A few sources for more documentation:

- docs/CODE_OF_CONDUCT.md
- docs/CONTRIBUTING
- docs/CODING
- doc.go

.......
Testing
.......

In short: Use ``make check``. It will run ``go test -short ./...`` and
various other checks. There's also ``make covergui`` to do coverage
analysis and open it in a browser.

``make check`` is run on every commit.

Use ``make fmtfix`` to fix formatting issues, which also makes sure to not
mess with the bundled/generated go files.

.............
Documentation
.............

Documentation comes in two forms. One is aimed at end-users. This is
provided mainly by adding proper labels to your data structures (see any
sender or receiver implementation), and through hard-coded text found in
``cmd/skogul/main.go``. In addition to this, stand-alone examples of setups
are provided in the ``examples/`` directory.

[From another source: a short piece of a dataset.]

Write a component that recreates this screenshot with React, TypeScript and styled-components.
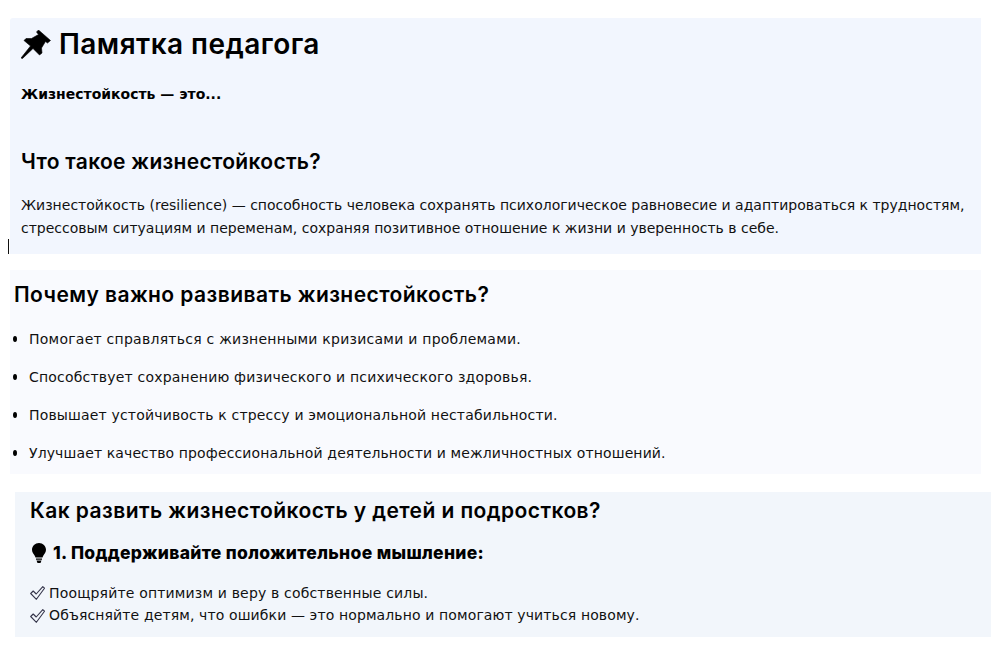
import styled, { createGlobalStyle } from "styled-components";

const Global = createGlobalStyle`
  html, body {
    margin: 0;
    padding: 0;
    background: #fff;
  }
  body {
    font-family: "DejaVu Sans", sans-serif;
    font-size: 14px;
    line-height: 22.4px;
    color: #111;
  }
`;

const Page = styled.div`
  width: 991px;
  height: 652px;
  overflow: hidden;
  padding-top: 18px;
  box-sizing: border-box;
`;

const Intro = styled.section`
  position: relative;
  box-sizing: border-box;
  width: 971px;
  height: 236px;
  margin-left: 10px;
  padding: 10px 11px;
  background: #f2f6fe;
  border-radius: 3px 0 0 0;

  &::after {
    content: "";
    position: absolute;
    left: -2px;
    bottom: 0;
    width: 1px;
    height: 15px;
    background: #111;
  }
`;

const Why = styled.section`
  box-sizing: border-box;
  width: 971px;
  height: 204px;
  margin: 16px 0 0 10px;
  padding: 10px 4px;
  background: #f9fafe;
`;

const How = styled.section`
  box-sizing: border-box;
  width: 976px;
  height: 145px;
  margin: 18px 0 0 15px;
  padding: 4px 15px;
  background: #f2f6fb;
`;

const Title = styled.h1`
  display: flex;
  align-items: center;
  gap: 8px;
  margin: 0;
  height: 33px;
  font-family: "Inter", sans-serif;
  font-size: 28px;
  font-weight: 600;
  letter-spacing: 0.45px;
  line-height: 33px;
  color: #000;
`;

const Heading = styled.h2`
  margin: 0;
  font-family: "Inter", sans-serif;
  font-size: 21px;
  font-weight: 600;
  letter-spacing: 0.43px;
  line-height: 30px;
  color: #000;
`;

const IntroHeading = styled(Heading)`
  margin-top: 42px;
  letter-spacing: 0.3px;
`;

const Lead = styled.p`
  margin: 22px 0 0;
  font-weight: 700;
  color: #000;
`;

const Body = styled.p`
  margin: 17px 0 0;
`;

const List = styled.ul`
  display: flex;
  flex-direction: column;
  gap: 15.6px;
  margin: 18px 0 0;
  padding: 0;
  list-style: none;
`;

const Item = styled.li<{ $spacing: number }>`
  position: relative;
  padding-left: 15px;
  letter-spacing: ${(p) => p.$spacing}px;

  &::before {
    content: "";
    position: absolute;
    left: -1px;
    top: 8px;
    width: 4px;
    height: 6px;
    border-radius: 50%;
    background: #000;
  }
`;

const SubHeading = styled.h3`
  display: flex;
  align-items: center;
  gap: 7px;
  margin: 15px 0 0;
  font-family: "Inter", sans-serif;
  font-size: 17.5px;
  font-weight: 800;
  letter-spacing: 0.31px;
  line-height: 24px;
  color: #000;
`;

const Checks = styled.div`
  margin-top: 17px;
`;

const CheckRow = styled.div<{ $spacing: number }>`
  display: flex;
  align-items: center;
  gap: 4px;
  letter-spacing: ${(p) => p.$spacing}px;
`;

const PinSvg = styled.svg`
  width: 30px;
  height: 29px;
  flex: none;
`;

const BulbSvg = styled.svg`
  width: 14px;
  height: 20px;
  flex: none;
  margin-left: 2px;
`;

const CheckSvg = styled.svg`
  width: 15px;
  height: 14px;
  flex: none;
`;

function Pin() {
  return (
    <PinSvg viewBox="0 0 30 29">
      <path
        d="M17.500 0 29.500 10.500 26.500 13 24.500 11.500 20.500 18 21 23 18.500 25 12 18.500 1.500 28.500 0 28 9.500 16 3 10.500 5 8.500 10.500 8.500 17.500 4.500 15.500 2Z"
        fill="#000"
        stroke="#000"
        strokeWidth="0.6"
        strokeLinejoin="round"
      />
    </PinSvg>
  );
}

function Bulb() {
  return (
    <BulbSvg viewBox="0 0 14 20">
      <path d="M7 0C3.100 0 0 3 0 6.800c0 2.600 1.600 4 2.600 5.600.5.800.8 1.500.9 2.100h7c.1-.6.4-1.300.9-2.100C12.400 10.800 14 9.400 14 6.800 14 3 10.900 0 7 0Z" fill="#000" />
      <path d="M4 15.500h6v1.300H4ZM4.500 17.600h5L8.500 20h-3Z" fill="#000" />
    </BulbSvg>
  );
}

function Check() {
  return (
    <CheckSvg viewBox="0 0 15 14">
      <path
        d="M0.700 7.500 3.200 5 6.200 8 12.800 0.700 14.500 2.200 6.400 13.300Z"
        fill="none"
        stroke="#35354a"
        strokeWidth="1.100"
        strokeLinejoin="round"
      />
    </CheckSvg>
  );
}

const why = [
  { text: "Помогает справляться с жизненными кризисами и проблемами.", spacing: 0.25 },
  { text: "Способствует сохранению физического и психического здоровья.", spacing: 0.2 },
  { text: "Повышает устойчивость к стрессу и эмоциональной нестабильности.", spacing: 0.17 },
  { text: "Улучшает качество профессиональной деятельности и межличностных отношений.", spacing: 0.12 },
];

export default function App() {
  return (
    <Page>
      <Global />
      <Intro>
        <Title>
          <Pin />
          Памятка педагога
        </Title>
        <Lead>Жизнестойкость — это...</Lead>
        <IntroHeading>Что такое жизнестойкость?</IntroHeading>
        <Body>
          Жизнестойкость (resilience) — способность человека сохранять психологическое равновесие и адаптироваться к трудностям, стрессовым ситуациям и переменам, сохраняя позитивное отношение к жизни и уверенность в себе.
        </Body>
      </Intro>
      <Why>
        <Heading>Почему важно развивать жизнестойкость?</Heading>
        <List>
          {why.map((item) => (
            <Item key={item.text} $spacing={item.spacing}>
              {item.text}
            </Item>
          ))}
        </List>
      </Why>
      <How>
        <Heading>Как развить жизнестойкость у детей и подростков?</Heading>
        <SubHeading>
          <Bulb />
          1. Поддерживайте положительное мышление:
        </SubHeading>
        <Checks>
          <CheckRow $spacing={0.17}>
            <Check />
            Поощряйте оптимизм и веру в собственные силы.
          </CheckRow>
          <CheckRow $spacing={0.12}>
            <Check />
            Объясняйте детям, что ошибки — это нормально и помогают учиться новому.
          </CheckRow>
        </Checks>
      </How>
    </Page>
  );
}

For development, documentation is written and maintained using code
comments and runnable examples, following the ``godoc`` approach. Some
architecture comments are kept in ``docs/``, but by and large,
documentation should be consumed from godoc.

See https://godoc.org/github.com/telenornms/skogul for the online
version, or use ``go doc github.com/telenornms/skogul`` or similar,
as you would any other go package.

Examples are part of the test suite and thus extracted from ``*_test.go``
where applicable. But aren't really used much.

Roadmap
-------

We are doing frequent releases on github. I honestly don't know why no 1.0
release has been made. Mainly lazyness, we've been "almost there" for 2+
years.

Overall, the core modules and the scaffolding is getting pretty good.

The bigger things moving right now except new modules is logging, which has
never been quite right, and dealing with some legacy/deprecation.

Similarly, test cases need to be refreshed. Tests are written very
isolated, and a good bit of spaghetti-logic has arisen. We have decent
coverage, but it's getting trickier to scale test case writing.

We also need better integration tests now that Skogul integrates with a
wide variety of services.

Other than that, there are modules to be written and features to be added
which are mostly a matter of what needs arise.